:: Your goal ::
Copy every line of the data that includes the string "page".

:: Excerpted records ::
+++
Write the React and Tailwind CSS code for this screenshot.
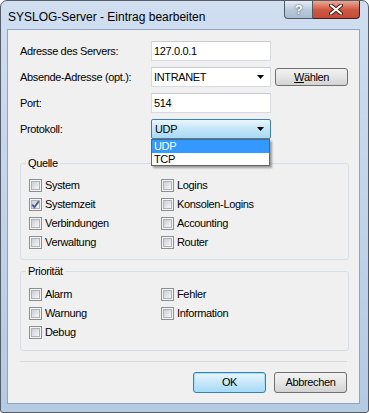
+++
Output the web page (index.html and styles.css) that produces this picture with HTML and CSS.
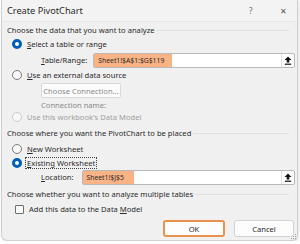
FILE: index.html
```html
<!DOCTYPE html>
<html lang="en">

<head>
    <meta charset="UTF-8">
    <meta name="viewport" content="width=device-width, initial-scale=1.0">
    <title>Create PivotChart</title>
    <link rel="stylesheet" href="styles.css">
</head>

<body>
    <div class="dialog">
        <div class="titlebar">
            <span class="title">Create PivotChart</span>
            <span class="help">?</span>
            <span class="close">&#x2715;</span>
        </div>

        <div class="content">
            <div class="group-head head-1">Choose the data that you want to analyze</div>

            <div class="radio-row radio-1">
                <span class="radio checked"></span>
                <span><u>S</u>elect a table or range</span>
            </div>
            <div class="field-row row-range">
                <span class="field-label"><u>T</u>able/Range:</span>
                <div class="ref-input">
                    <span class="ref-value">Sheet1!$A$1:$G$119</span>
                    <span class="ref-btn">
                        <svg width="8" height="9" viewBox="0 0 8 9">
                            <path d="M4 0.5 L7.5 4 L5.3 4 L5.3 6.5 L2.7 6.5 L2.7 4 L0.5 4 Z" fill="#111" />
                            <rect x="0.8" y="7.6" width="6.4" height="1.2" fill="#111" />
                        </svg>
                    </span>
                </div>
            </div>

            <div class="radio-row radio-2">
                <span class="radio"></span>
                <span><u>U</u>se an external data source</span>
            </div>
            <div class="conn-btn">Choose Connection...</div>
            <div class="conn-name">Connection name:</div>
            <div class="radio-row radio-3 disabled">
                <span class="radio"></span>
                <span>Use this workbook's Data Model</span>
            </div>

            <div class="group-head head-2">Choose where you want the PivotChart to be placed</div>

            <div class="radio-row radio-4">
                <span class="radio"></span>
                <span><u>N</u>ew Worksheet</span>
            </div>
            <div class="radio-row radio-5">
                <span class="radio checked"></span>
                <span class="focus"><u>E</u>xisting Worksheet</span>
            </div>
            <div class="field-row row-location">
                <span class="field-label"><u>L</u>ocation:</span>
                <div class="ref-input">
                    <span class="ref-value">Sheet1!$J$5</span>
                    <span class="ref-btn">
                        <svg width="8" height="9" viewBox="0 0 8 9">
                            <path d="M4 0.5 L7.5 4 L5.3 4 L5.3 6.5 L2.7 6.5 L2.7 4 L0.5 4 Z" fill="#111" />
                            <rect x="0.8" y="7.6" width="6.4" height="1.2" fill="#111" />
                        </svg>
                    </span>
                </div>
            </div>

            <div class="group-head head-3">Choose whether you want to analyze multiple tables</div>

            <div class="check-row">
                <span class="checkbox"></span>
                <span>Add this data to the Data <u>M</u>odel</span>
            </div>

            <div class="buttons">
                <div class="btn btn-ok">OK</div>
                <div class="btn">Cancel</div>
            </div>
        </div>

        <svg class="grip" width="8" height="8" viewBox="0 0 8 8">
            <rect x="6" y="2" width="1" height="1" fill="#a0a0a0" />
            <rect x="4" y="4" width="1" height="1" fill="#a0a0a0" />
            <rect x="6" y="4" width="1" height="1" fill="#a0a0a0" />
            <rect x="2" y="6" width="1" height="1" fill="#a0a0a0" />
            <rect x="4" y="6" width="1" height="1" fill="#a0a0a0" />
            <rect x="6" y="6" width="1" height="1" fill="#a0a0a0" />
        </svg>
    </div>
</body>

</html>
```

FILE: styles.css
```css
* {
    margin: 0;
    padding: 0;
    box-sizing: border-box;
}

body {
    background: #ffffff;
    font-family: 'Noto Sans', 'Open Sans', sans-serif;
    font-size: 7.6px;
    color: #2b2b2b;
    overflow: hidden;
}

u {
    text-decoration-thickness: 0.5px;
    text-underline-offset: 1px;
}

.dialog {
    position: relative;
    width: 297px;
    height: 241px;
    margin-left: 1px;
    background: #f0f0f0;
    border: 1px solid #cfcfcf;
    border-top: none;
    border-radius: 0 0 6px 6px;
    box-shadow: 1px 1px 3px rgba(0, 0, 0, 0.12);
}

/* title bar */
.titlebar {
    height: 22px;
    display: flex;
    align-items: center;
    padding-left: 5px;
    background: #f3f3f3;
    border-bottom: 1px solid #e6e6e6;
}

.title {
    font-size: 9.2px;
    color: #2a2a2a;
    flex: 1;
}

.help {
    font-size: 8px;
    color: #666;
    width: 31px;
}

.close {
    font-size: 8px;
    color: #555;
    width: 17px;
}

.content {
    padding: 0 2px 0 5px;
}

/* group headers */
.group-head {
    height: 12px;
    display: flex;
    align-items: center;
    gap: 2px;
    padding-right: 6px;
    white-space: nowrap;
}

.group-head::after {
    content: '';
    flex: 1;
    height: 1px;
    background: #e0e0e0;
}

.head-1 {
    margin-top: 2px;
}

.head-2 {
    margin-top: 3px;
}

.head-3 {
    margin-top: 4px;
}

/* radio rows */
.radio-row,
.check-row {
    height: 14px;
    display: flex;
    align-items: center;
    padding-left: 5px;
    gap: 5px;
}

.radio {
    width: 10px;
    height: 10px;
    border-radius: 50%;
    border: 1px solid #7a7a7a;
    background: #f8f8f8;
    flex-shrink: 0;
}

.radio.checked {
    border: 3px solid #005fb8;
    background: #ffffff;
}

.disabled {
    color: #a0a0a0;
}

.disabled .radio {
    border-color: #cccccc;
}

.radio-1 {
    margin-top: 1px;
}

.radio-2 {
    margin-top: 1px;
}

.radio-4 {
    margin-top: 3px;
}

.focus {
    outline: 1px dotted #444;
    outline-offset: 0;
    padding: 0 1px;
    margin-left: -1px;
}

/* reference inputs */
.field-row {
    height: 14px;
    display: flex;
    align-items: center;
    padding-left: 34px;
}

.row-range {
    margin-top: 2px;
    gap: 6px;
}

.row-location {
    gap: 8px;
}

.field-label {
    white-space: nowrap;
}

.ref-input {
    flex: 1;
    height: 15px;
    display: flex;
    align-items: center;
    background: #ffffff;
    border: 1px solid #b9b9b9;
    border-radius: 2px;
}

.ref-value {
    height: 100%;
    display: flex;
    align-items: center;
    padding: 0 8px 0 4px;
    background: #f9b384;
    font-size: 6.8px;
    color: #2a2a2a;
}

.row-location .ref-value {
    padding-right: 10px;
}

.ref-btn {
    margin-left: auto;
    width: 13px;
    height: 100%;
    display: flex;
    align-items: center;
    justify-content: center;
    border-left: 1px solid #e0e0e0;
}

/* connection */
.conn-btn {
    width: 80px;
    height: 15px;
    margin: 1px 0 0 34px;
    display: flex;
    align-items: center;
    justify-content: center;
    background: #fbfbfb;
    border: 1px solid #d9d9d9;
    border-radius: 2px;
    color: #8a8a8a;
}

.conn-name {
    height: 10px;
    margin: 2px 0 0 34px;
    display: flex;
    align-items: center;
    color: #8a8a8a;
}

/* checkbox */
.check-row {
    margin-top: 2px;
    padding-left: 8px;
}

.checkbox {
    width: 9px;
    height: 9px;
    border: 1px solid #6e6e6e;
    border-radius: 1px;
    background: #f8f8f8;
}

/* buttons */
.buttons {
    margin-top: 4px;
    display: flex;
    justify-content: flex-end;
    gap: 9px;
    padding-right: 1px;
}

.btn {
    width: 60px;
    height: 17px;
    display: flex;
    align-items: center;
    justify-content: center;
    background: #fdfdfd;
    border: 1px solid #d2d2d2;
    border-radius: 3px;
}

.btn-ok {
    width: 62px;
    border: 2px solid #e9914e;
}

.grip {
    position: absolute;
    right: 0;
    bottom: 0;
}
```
+++
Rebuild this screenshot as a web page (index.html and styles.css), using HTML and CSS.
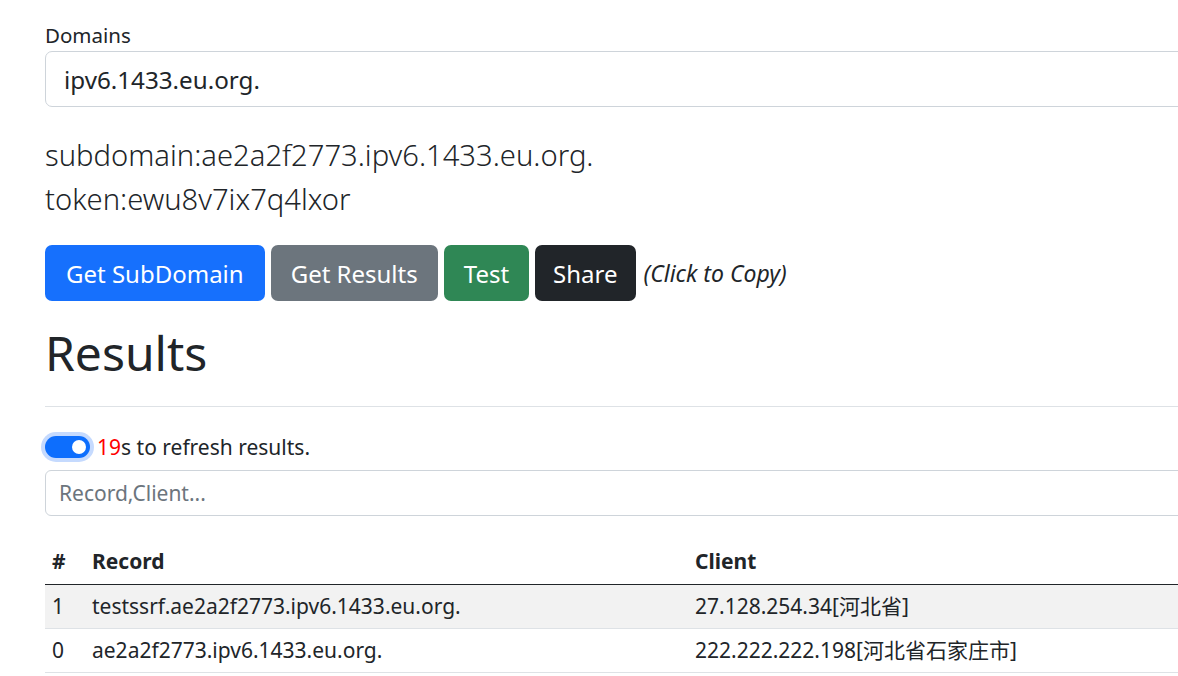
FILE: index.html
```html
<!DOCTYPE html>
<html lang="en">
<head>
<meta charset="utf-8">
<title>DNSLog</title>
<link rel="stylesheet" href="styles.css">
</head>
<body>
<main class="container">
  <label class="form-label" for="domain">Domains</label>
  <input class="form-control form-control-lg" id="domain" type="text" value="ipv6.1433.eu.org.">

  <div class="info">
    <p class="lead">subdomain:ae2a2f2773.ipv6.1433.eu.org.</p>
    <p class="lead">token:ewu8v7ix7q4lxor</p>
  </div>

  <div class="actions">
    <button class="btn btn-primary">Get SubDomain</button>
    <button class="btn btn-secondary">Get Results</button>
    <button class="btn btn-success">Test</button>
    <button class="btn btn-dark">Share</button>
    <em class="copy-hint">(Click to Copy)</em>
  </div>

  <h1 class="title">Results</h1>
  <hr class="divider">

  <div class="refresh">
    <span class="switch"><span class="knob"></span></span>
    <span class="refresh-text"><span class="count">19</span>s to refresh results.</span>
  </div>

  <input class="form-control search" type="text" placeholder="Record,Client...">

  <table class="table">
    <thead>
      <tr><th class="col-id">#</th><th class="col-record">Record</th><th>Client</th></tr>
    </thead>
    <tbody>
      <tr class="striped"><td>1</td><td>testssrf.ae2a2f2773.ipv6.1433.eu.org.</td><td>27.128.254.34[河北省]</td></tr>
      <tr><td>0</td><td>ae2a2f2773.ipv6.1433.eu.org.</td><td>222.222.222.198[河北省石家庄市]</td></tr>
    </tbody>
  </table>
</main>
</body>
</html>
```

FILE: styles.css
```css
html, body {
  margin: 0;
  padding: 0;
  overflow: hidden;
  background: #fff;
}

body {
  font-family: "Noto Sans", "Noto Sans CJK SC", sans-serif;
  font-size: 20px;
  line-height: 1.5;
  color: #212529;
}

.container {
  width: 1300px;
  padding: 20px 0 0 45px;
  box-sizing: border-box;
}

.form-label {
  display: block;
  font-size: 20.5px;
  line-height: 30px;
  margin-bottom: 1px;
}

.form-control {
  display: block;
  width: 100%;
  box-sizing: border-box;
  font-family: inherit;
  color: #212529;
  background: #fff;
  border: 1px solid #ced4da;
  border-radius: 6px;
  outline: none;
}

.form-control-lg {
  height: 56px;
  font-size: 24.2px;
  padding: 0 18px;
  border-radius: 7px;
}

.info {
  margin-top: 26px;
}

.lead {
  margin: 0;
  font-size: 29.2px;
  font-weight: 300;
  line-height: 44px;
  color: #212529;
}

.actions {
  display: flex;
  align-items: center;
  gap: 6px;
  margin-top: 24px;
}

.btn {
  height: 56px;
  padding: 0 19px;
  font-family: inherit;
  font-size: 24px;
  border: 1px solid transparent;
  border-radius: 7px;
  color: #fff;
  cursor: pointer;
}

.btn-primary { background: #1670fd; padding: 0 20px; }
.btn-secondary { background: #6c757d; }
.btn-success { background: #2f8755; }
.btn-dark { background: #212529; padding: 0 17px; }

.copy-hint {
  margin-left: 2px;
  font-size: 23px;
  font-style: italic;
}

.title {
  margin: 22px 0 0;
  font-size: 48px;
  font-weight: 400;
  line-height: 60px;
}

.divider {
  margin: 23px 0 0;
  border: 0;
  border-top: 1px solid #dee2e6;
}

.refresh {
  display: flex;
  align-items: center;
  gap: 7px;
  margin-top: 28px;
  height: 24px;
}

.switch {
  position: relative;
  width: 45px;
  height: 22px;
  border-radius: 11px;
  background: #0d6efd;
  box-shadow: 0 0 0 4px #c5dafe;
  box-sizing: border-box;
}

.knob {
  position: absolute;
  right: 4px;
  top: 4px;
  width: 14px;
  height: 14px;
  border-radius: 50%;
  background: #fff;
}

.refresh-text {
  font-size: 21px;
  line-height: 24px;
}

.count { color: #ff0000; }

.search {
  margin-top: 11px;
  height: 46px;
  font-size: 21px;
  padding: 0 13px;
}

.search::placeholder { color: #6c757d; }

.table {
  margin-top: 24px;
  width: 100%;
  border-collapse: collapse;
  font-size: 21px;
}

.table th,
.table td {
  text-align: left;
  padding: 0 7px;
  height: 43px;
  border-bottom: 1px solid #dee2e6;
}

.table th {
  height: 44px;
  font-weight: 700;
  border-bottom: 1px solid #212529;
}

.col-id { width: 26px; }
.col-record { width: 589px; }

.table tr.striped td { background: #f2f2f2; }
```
+++
:: Right answer ::
Output the web page (index.html and styles.css) that produces this picture with HTML and CSS.
Rebuild this screenshot as a web page (index.html and styles.css), using HTML and CSS.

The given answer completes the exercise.